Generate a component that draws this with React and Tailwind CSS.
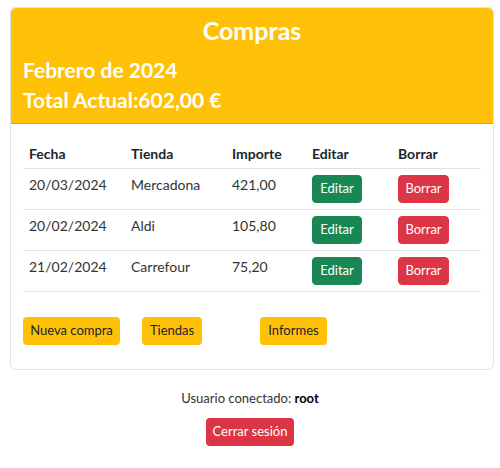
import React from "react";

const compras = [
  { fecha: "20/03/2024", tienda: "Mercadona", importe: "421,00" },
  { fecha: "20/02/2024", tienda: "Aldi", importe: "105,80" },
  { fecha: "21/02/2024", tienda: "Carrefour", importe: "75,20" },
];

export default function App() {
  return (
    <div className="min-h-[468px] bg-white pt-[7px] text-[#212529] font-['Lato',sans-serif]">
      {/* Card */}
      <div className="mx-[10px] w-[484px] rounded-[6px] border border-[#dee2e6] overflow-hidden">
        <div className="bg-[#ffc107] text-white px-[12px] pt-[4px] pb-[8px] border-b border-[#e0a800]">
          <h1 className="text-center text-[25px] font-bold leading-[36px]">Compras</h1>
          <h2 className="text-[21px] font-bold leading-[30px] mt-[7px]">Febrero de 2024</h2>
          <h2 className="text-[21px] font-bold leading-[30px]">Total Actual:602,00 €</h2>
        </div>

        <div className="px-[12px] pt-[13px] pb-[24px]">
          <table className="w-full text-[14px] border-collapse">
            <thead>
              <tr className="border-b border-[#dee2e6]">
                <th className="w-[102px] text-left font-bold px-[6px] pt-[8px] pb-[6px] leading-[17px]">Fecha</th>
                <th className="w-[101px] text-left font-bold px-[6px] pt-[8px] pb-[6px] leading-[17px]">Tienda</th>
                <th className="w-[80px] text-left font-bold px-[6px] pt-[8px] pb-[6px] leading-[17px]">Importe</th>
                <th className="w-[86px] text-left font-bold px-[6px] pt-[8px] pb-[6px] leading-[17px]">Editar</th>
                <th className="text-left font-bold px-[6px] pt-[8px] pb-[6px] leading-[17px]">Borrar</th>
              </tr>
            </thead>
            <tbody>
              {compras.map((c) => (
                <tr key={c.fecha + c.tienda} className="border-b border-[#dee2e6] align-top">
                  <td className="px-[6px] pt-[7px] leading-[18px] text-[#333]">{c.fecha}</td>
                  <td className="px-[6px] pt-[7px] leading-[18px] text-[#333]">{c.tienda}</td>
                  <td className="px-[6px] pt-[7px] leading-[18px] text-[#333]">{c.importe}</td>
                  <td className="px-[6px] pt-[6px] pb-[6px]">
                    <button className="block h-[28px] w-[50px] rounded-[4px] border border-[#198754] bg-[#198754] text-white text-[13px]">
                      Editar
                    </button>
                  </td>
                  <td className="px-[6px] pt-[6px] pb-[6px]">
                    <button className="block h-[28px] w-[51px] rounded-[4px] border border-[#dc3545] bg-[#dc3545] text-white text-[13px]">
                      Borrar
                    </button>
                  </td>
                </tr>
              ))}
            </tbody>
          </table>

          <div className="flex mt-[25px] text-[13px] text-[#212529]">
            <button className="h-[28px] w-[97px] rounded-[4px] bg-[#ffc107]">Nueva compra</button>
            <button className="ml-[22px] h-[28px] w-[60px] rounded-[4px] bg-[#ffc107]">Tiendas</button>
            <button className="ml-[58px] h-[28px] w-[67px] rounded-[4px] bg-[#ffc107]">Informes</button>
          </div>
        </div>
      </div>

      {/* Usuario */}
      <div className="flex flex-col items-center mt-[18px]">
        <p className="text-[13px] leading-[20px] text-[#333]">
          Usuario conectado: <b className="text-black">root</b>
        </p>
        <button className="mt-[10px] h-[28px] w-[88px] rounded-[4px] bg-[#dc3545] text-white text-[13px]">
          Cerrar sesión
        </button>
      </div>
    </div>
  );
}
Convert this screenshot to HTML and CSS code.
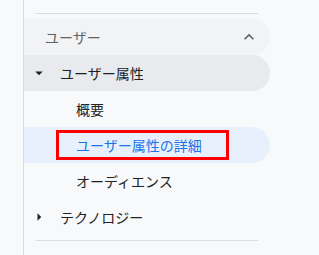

Set task: Extract each line holding the word "this" from the records.

Exercise response:
Generate a component that draws this with React and Tailwind CSS.
Convert this screenshot to HTML and CSS code.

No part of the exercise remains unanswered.